▸ **The task**
Write out the records beneath this line exactly as they appear, minus any images.

[Web page code records]
——

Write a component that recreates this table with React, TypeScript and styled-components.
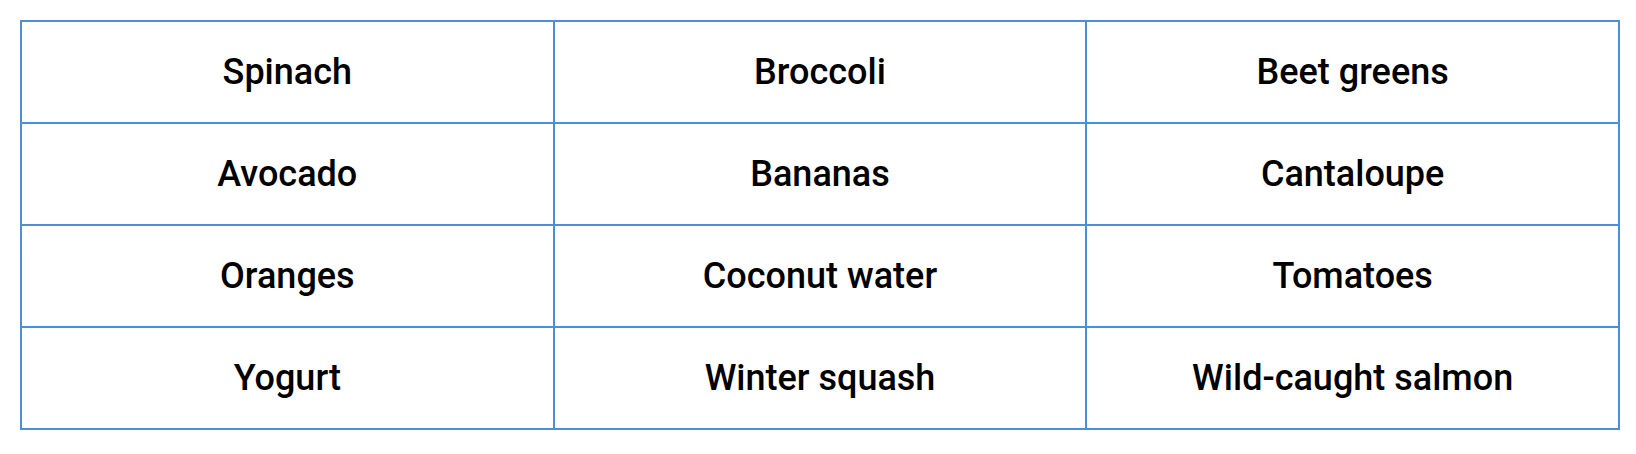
import React from "react";
import styled, { createGlobalStyle } from "styled-components";

const Global = createGlobalStyle`
  html, body { margin: 0; padding: 0; background: #ffffff; }
  body { padding: 20px; font-family: Roboto, "Liberation Sans", sans-serif; }
`;

const Table = styled.table`
  width: 1600px;
  border-collapse: collapse;
  table-layout: fixed;
  border: 2px solid #4a8fd8;
`;

const Cell = styled.td`
  border: 2px solid #4a8fd8;
  height: 100px;
  padding: 0;
  text-align: center;
  vertical-align: middle;
  font-family: Roboto, "Liberation Sans", sans-serif;
  font-weight: 500;
  font-size: 36px;
  color: #000000;
`;

const rows = [
  ["Spinach", "Broccoli", "Beet greens"],
  ["Avocado", "Bananas", "Cantaloupe"],
  ["Oranges", "Coconut water", "Tomatoes"],
  ["Yogurt", "Winter squash", "Wild-caught salmon"],
];

export default function App() {
  return (
    <>
      <Global />
      <Table>
        <tbody>
          {rows.map((r, i) => (
            <tr key={i}>
              {r.map((c) => (
                <Cell key={c}>{c}</Cell>
              ))}
            </tr>
          ))}
        </tbody>
      </Table>
    </>
  );
}
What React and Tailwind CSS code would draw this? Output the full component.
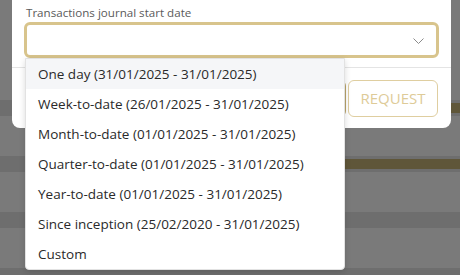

——

▸ **Exercise output**
Write a component that recreates this table with React, TypeScript and styled-components.
import React from "react";
import styled, { createGlobalStyle } from "styled-components";

const Global = createGlobalStyle`
  html, body { margin: 0; padding: 0; background: #ffffff; }
  body { padding: 20px; font-family: Roboto, "Liberation Sans", sans-serif; }
`;

const Table = styled.table`
  width: 1600px;
  border-collapse: collapse;
  table-layout: fixed;
  border: 2px solid #4a8fd8;
`;

const Cell = styled.td`
  border: 2px solid #4a8fd8;
  height: 100px;
  padding: 0;
  text-align: center;
  vertical-align: middle;
  font-family: Roboto, "Liberation Sans", sans-serif;
  font-weight: 500;
  font-size: 36px;
  color: #000000;
`;

const rows = [
  ["Spinach", "Broccoli", "Beet greens"],
  ["Avocado", "Bananas", "Cantaloupe"],
  ["Oranges", "Coconut water", "Tomatoes"],
  ["Yogurt", "Winter squash", "Wild-caught salmon"],
];

export default function App() {
  return (
    <>
      <Global />
      <Table>
        <tbody>
          {rows.map((r, i) => (
            <tr key={i}>
              {r.map((c) => (
                <Cell key={c}>{c}</Cell>
              ))}
            </tr>
          ))}
        </tbody>
      </Table>
    </>
  );
}
What React and Tailwind CSS code would draw this? Output the full component.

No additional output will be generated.